Data Driven Innovation

The ERPE is committed to the vision that Edinburgh should be the data capital of Europe. With the breadth of knowledge across the ERPE, this target is achievable. The next-generation technology developed within the partnership has already proved invaluable in improving the lives of many worldwide. These game-changing innovations have demonstrated not only how beneficial our research is for society, the economy and the environment but has cemented the relationships between academia and industry.

Data-Driven Innovation was agreed as a critical part of the Edinburgh and South East Scotland City Region Deal in 2017 to attract investment, fuelling entrepreneurship and delivering inclusive growth. The ERPE has been at the forefront of research from this £661m investment, producing groundbreaking technology.

Over 15 years, DDI will bring in £500M to both institutions, notably to support ERPE-related research and innovation. ERPE is investing £31.5M in building the National Robotarium (to open 2021), building on the Edinburgh Centre for Robotics (ECR) that leads the £36M ORCA Hub (funded through the Industry Strategic Challenge Fund (ISCF) programme on "Robotics and AI for Extreme Environments"). We also provide free and open online access to as much as possible of our raw data to ensure that the benefits are widespread. We disseminate our data from our experiments involving extreme/hazardous materials and processes using dedicated websites such as Edinburgh Datashare and the UKERC Energy Data Centre.

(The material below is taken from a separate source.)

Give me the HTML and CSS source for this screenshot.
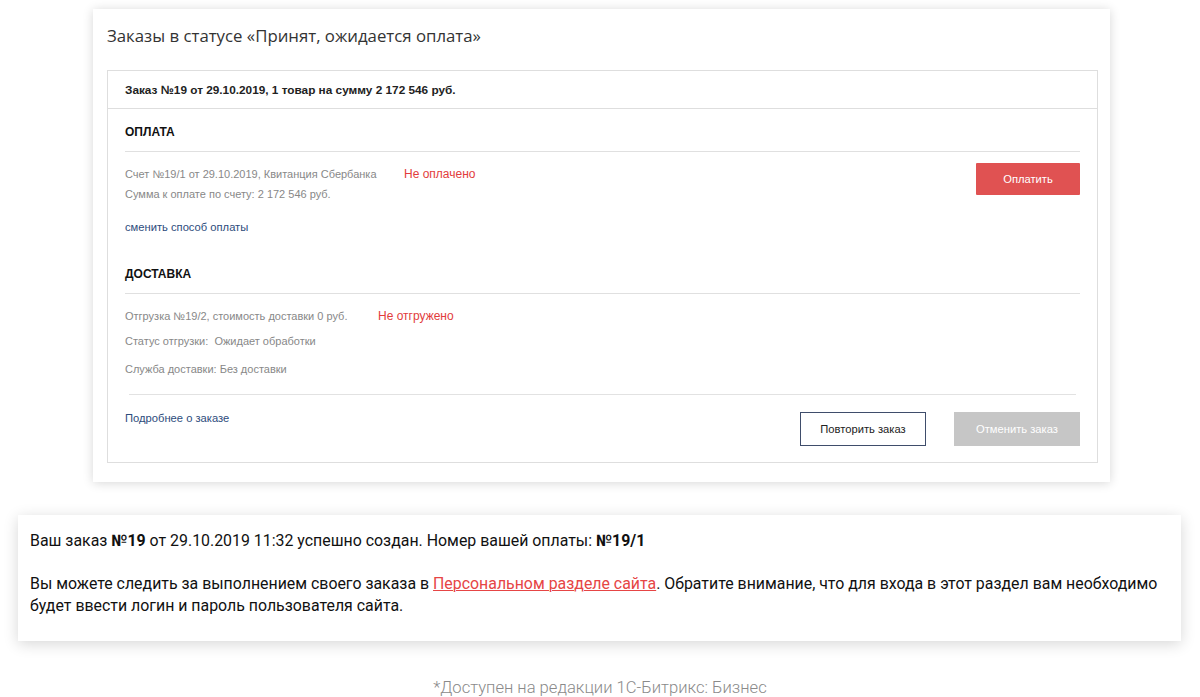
FILE: index.html
```html
<!DOCTYPE html>
<html lang="ru">
<head>
<meta charset="utf-8">
<link rel="stylesheet" href="styles.css">
</head>
<body>
<div class="page">
  <section class="orders">
    <h1 class="orders-title">Заказы в статусе «Принят, ожидается оплата»</h1>
    <div class="order">
      <div class="order-head">Заказ №19 от 29.10.2019, 1 товар на сумму 2 172 546 руб.</div>
      <div class="order-body">
        <div class="sec-title">ОПЛАТА</div>
        <div class="pay">
          <div class="pay-info">
            <div class="row"><span class="w-pay">Счет №19/1 от 29.10.2019, Квитанция Сбербанка</span><span class="status">Не оплачено</span></div>
            <div class="row">Сумма к оплате по счету: 2 172 546 руб.</div>
          </div>
          <button class="btn btn-red">Оплатить</button>
        </div>
        <a class="link change">сменить способ оплаты</a>
        <div class="sec-title sec-delivery">ДОСТАВКА</div>
        <div class="row drow first"><span class="w-del">Отгрузка №19/2, стоимость доставки 0 руб.</span><span class="status">Не отгружено</span></div>
        <div class="row drow second">Статус отгрузки:&nbsp; Ожидает обработки</div>
        <div class="row drow last">Служба доставки: Без доставки</div>
        <div class="order-foot">
          <a class="link more">Подробнее о заказе</a>
          <div class="actions">
            <button class="btn btn-outline">Повторить заказ</button>
            <button class="btn btn-gray">Отменить заказ</button>
          </div>
        </div>
      </div>
    </div>
  </section>

  <section class="notice">
    <p>Ваш заказ <b>№19</b> от 29.10.2019 11:32 успешно создан. Номер вашей оплаты: <b>№19/1</b></p>
    <p>Вы можете следить за выполнением своего заказа в <a class="red-link">Персональном разделе сайта</a>. Обратите внимание, что для входа в этот раздел вам необходимо будет ввести логин и пароль пользователя сайта.</p>
  </section>

  <p class="footnote">*Доступен на редакции 1С-Битрикс: Бизнес</p>
</div>
</body>
</html>
```

FILE: styles.css
```css
* { box-sizing: border-box; }
html, body { margin: 0; padding: 0; background: #fff; }
body { font-family: "Liberation Sans", Arial, sans-serif; color: #222; }

.page { width: 1200px; padding-top: 9px; }

.orders {
  margin-left: 93px;
  width: 1017px;
  background: #fff;
  box-shadow: 0 1px 10px rgba(0,0,0,0.16);
  padding: 15px 12px 19px 14px;
}
.orders-title {
  margin: 0 0 22px;
  font-family: "Open Sans", sans-serif;
  font-weight: 400;
  font-size: 16.8px;
  line-height: 24px;
  color: #333;
}
.order { border: 1px solid #dedede; }
.order-head {
  height: 38px;
  border-bottom: 1px solid #dedede;
  padding-left: 17px;
  font-weight: 700;
  font-size: 11.8px;
  line-height: 39px;
  color: #222;
}
.order-body { padding: 0 17px 16px 17px; }
.sec-title {
  padding-top: 15px;
  padding-bottom: 11px;
  border-bottom: 1px solid #e0e0e0;
  font-weight: 700;
  font-size: 12px;
  line-height: 16px;
  color: #111;
}
.sec-delivery { padding-top: 29px; }
.pay { display: flex; justify-content: space-between; align-items: flex-start; margin-top: 11px; }
.pay-info { padding-top: 1px; }
.row { font-size: 11px; line-height: 20px; color: #888; display: flex; }
.w-pay { width: 279px; }
.w-del { width: 253px; }
.status { color: #e23c3c; font-size: 12px; }
.link { color: #2d4c7c; font-size: 11.2px; cursor: pointer; }
.change { display: block; margin-top: 13px; line-height: 20px; }
.drow.first { margin-top: 12px; }
.drow.second { margin-top: 5px; }
.drow.last { margin-top: 8px; }
.order-foot {
  margin: 15px 4px 0 4px;
  border-top: 1px solid #e2e2e2;
  padding-top: 17px;
  display: flex;
  justify-content: space-between;
  align-items: flex-start;
}
.more { margin-left: -4px; line-height: 16px; margin-top: -2px; }
.actions { display: flex; gap: 28px; margin-right: -4px; }
.btn {
  font-family: "Liberation Sans", Arial, sans-serif;
  font-size: 11.2px;
  border: 0;
  padding: 0;
  cursor: pointer;
}
.btn-red {
  width: 104px; height: 32px;
  background: #e05252;
  color: #fff;
  border-radius: 1px;
}
.btn-outline {
  width: 126px; height: 34px;
  background: #fff;
  border: 1px solid #3f4d6b;
  color: #222;
}
.btn-gray {
  width: 126px; height: 34px;
  background: #c6c6c6;
  color: #fff;
}

.notice {
  margin: 33px 0 0 18px;
  width: 1163px;
  background: #fff;
  box-shadow: 0 3px 14px rgba(0,0,0,0.16);
  padding: 15px 12px 24px 12px;
  font-family: "Roboto", sans-serif;
  font-size: 15.9px;
  line-height: 22px;
  color: #111;
}
.notice p { margin: 0; }
.notice p + p { margin-top: 21px; }
.red-link { color: #e64545; text-decoration: underline; text-decoration-thickness: 1px; }

.footnote {
  margin: 37px 0 0;
  text-align: center;
  font-family: "Roboto", sans-serif;
  font-weight: 300;
  font-size: 16.6px;
  line-height: 20px;
  color: #8a8a8a;
}
```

Below is a snapshot of our many innovative ideas that have grown from publications to applications and collaborations.

Technologies to Reduce Waste

Manufacturing companies are increasingly looking to reduce waste and become environmentally friendly businesses while improving process efficiencies. Professor Marc Desmulliez has created state-of-the-art sensor systems that help companies do just that. This revolutionary manufacturing research is opening new possibilities for the food and drink industries.

Marketed through the spin-out company MicroSense Technologies Ltd, the non-contact sensors enable companies to precisely monitor production lines and product quality, resulting in waste reduction, improved efficiencies and cash savings in raw material and plant loss.

Data-Driven Technology to Revolutionise Later Life Care

This multi-disciplinary project has played a leading role in a significant new partnership with Legal & General, aiming to improve understanding of care in later life and revolutionise its delivery.

The Centre will enable data-driven, personalised and affordable care that delivers independence, dignity and high quality of life for people living in their own homes or supported care environments. Research in digitising elderly care allows people in later life to remain independent in their own home, which is a critical objective for supporting the UK's ageing population and cutting mounting pressure on the UK's beleaguered social care system.

Advanced Care Research Centre (AC) will allow Edinburgh's open-sourced, data-based and cross-disciplinary approach to delivering critical positive changes to ageing and care. We find this a compelling and practical vision.

Empowering Communities to Control Their Own Energy Supply with Blockchain

Our academic staff have been studying the UK's energy future and are increasingly interested in community energy models' potential. The Smart Systems research group has rapidly established international recognition as being at the forefront of data analysis and embedded intelligence within critical infrastructure and energy systems.

Blockchain technology is often associated with energy-intensive cryptocurrency mining. However, our study highlights blockchains' potential in future energy systems by enabling emerging developments such as peer-to-peer energy trading among prosumers, Internet-of-Things and e-mobility applications. One house can buy excess renewable generation from a neighbour's solar panels or a community wind turbine.

Our research was cited in a research-based presentation as evidence to the US Congress. A new study by the Congressional Research Service (CRS), which provides policy and legal analysis to committees and Members of both the US House and Senate, references work from the University's Smart Systems Group (SSG). The report titled, Bitcoin, Blockchain and the Energy Sector, examines the popularity of cryptocurrencies, such as Bitcoin and the increasing energy demands of supporting these digital currencies.